--- BEGIN MATERIAL FOR THE TASK ---

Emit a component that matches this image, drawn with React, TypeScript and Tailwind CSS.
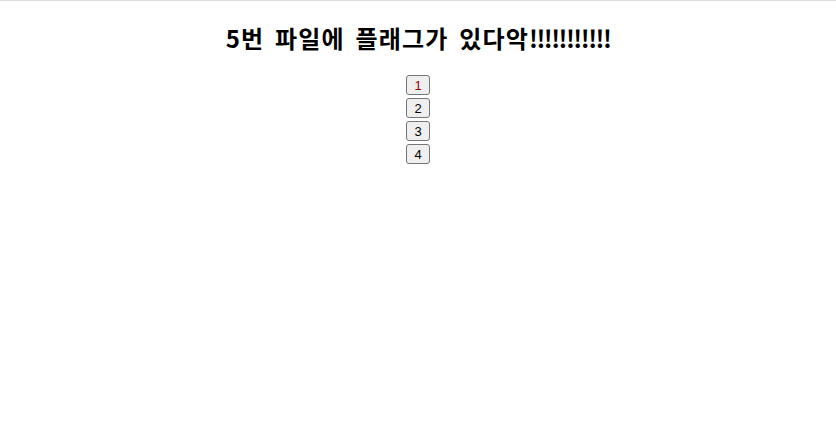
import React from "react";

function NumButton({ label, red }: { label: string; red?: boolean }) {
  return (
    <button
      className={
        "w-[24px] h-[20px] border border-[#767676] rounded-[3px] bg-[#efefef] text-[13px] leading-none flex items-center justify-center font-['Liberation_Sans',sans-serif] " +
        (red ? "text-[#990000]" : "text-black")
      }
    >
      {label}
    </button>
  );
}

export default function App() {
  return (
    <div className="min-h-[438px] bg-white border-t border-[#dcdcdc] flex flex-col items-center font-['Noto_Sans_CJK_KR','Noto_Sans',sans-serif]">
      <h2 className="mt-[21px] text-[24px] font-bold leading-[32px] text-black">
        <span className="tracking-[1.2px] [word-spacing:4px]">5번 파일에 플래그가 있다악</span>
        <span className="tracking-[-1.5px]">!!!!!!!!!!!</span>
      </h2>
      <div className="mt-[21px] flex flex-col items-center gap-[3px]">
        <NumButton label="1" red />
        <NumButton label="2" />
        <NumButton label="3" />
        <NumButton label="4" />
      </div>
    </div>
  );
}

--- END MATERIAL FOR THE TASK ---
--- BEGIN MATERIAL FOR THE TASK ---

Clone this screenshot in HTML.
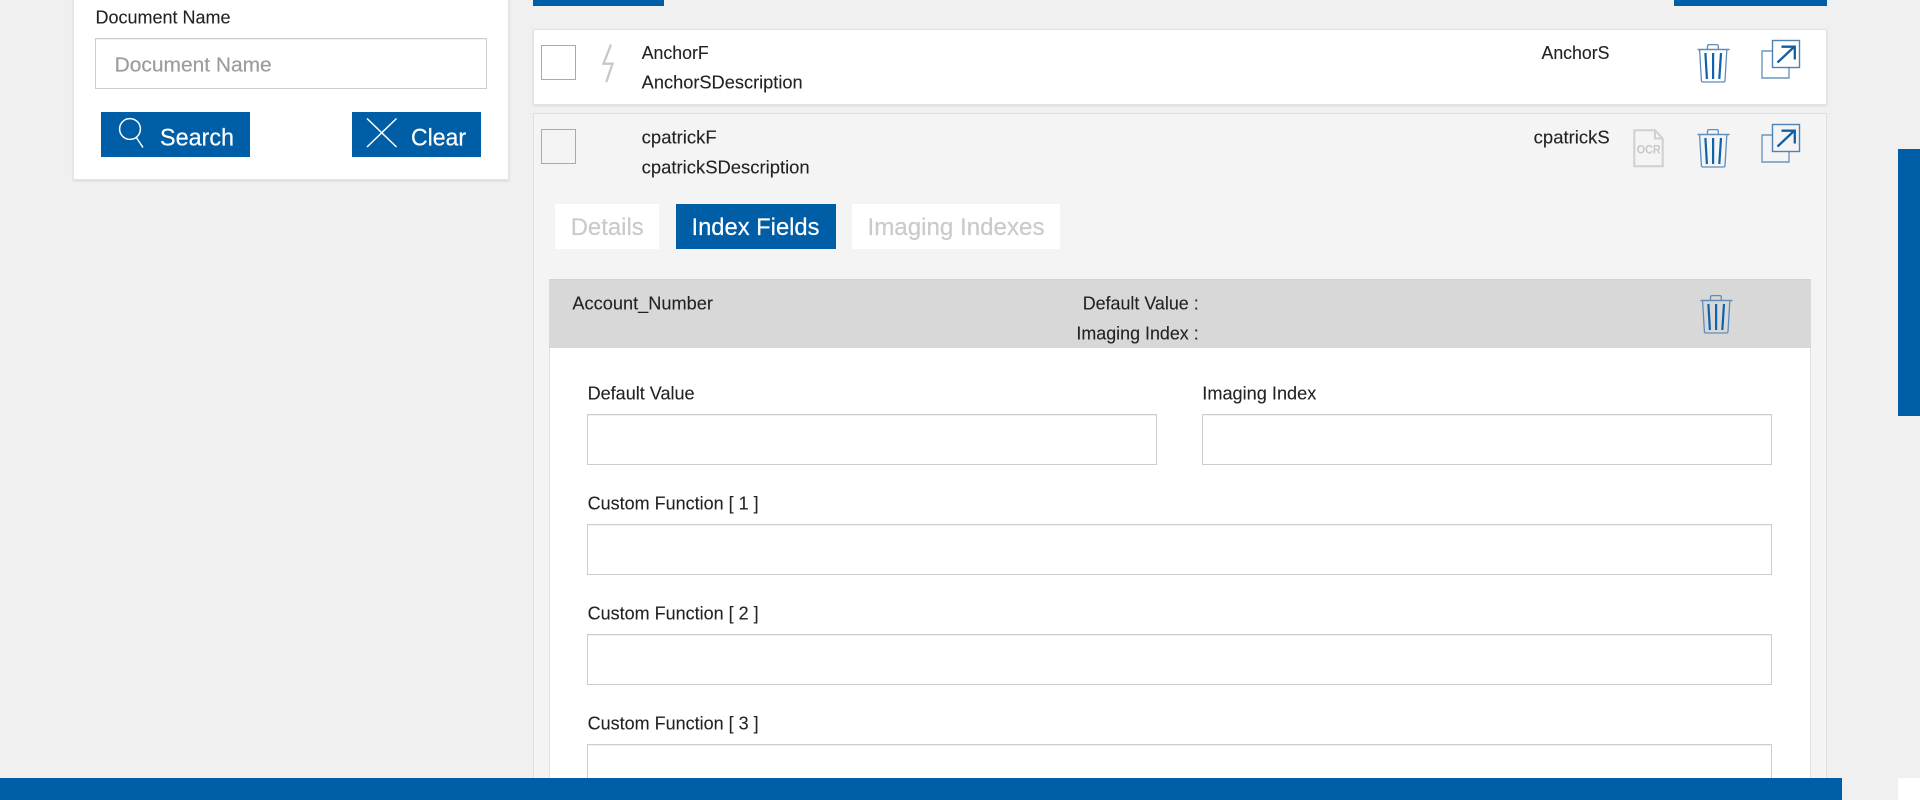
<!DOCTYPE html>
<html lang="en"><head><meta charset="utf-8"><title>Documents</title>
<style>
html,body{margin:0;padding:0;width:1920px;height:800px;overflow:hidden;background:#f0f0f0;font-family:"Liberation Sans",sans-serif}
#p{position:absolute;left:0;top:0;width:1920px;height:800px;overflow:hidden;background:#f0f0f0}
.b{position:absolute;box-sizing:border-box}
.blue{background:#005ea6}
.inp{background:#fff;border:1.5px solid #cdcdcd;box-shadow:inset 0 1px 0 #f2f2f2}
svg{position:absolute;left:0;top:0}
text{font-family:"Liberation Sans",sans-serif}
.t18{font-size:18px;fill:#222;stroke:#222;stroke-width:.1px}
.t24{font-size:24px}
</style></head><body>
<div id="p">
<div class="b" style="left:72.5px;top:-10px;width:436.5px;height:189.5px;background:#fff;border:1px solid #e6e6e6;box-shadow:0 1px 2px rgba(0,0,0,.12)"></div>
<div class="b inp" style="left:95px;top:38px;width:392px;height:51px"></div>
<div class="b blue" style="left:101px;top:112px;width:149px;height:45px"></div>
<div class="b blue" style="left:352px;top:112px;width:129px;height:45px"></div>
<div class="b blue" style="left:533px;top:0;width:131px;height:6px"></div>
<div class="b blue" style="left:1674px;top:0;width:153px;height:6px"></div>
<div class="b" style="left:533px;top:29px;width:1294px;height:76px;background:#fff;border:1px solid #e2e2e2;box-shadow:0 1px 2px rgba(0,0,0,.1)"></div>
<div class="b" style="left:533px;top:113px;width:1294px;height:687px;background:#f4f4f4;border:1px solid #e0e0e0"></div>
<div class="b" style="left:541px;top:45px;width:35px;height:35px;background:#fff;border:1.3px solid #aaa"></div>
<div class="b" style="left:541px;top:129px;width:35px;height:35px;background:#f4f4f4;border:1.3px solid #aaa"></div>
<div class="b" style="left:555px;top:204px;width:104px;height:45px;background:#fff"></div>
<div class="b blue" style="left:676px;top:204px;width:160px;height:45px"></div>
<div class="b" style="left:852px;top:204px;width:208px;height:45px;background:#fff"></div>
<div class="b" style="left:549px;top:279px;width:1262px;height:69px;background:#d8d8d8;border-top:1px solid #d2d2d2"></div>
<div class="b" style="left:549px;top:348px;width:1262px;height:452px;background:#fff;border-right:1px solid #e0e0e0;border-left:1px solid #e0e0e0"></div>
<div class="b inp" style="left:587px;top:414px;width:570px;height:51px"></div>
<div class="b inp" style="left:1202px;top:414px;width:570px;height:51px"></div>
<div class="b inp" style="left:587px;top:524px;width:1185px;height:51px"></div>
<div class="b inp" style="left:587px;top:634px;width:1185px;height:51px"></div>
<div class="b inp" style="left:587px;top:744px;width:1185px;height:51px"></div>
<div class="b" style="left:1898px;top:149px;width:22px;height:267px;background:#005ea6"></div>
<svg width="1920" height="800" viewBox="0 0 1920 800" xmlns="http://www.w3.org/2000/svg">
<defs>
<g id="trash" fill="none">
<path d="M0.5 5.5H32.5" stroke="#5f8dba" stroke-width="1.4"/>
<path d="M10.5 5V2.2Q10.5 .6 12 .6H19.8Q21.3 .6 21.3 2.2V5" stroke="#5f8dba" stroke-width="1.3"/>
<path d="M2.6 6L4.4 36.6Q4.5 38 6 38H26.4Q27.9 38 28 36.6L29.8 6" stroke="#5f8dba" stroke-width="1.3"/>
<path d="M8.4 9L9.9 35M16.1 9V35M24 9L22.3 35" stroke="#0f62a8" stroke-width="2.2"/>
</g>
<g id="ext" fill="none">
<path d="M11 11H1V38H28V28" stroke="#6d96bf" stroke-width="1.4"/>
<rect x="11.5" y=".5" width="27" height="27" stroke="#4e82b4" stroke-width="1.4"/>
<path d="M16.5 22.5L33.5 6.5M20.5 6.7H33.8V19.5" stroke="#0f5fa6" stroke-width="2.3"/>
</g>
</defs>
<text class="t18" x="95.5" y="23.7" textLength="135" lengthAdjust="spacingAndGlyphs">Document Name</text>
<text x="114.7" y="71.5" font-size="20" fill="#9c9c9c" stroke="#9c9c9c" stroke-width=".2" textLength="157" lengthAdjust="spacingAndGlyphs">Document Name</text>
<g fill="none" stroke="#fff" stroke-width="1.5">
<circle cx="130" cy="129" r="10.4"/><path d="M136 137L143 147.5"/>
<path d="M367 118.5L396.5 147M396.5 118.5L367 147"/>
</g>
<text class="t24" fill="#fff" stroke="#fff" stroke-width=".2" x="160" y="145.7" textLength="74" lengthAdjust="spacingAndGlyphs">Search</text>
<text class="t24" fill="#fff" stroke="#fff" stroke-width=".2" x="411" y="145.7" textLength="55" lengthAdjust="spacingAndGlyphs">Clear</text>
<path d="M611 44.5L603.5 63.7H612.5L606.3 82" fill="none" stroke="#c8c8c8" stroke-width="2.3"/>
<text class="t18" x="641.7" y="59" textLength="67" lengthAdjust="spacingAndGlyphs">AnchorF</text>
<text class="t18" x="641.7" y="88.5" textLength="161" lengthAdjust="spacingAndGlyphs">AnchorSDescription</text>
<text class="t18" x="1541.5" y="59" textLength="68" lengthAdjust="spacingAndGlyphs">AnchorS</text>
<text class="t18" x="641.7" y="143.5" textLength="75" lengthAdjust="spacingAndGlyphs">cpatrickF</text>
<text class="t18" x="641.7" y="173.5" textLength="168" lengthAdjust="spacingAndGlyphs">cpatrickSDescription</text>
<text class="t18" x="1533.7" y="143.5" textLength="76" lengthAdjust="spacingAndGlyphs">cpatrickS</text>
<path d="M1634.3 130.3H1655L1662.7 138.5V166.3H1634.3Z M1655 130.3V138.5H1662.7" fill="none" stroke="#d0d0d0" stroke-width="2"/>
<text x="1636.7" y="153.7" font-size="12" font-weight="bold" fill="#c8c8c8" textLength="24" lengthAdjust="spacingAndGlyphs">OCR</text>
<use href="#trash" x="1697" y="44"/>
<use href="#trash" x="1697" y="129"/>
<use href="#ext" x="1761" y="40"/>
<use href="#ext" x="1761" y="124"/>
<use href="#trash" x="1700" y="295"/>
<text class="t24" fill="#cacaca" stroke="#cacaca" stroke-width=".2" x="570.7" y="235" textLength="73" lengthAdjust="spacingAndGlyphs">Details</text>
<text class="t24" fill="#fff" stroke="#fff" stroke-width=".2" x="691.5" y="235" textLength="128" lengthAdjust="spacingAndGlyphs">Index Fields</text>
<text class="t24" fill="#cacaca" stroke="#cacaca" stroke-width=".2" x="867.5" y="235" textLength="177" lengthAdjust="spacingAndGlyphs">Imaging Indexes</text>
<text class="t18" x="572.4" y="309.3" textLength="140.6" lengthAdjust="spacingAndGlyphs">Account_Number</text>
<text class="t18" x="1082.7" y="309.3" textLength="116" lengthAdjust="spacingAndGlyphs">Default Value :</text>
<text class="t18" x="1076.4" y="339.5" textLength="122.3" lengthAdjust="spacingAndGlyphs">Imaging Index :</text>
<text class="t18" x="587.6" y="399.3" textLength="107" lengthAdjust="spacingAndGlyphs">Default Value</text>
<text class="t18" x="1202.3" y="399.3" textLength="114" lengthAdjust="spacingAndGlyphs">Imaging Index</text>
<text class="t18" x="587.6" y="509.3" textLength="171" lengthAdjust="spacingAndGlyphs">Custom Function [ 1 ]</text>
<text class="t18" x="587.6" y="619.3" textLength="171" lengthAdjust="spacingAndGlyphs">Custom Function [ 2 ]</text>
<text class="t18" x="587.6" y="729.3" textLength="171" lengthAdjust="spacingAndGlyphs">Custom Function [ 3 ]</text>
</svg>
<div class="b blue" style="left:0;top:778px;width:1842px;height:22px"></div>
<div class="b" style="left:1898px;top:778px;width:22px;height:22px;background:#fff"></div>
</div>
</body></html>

--- END MATERIAL FOR THE TASK ---

GOAL OF THE EXERCISE:
Make an exact copy of only the lines from the one with "Emit a component" through the one with "import React from". Pictures don't belong in it.

RESULT OF THIS TASK:
Emit a component that matches this image, drawn with React, TypeScript and Tailwind CSS.
import React from "react";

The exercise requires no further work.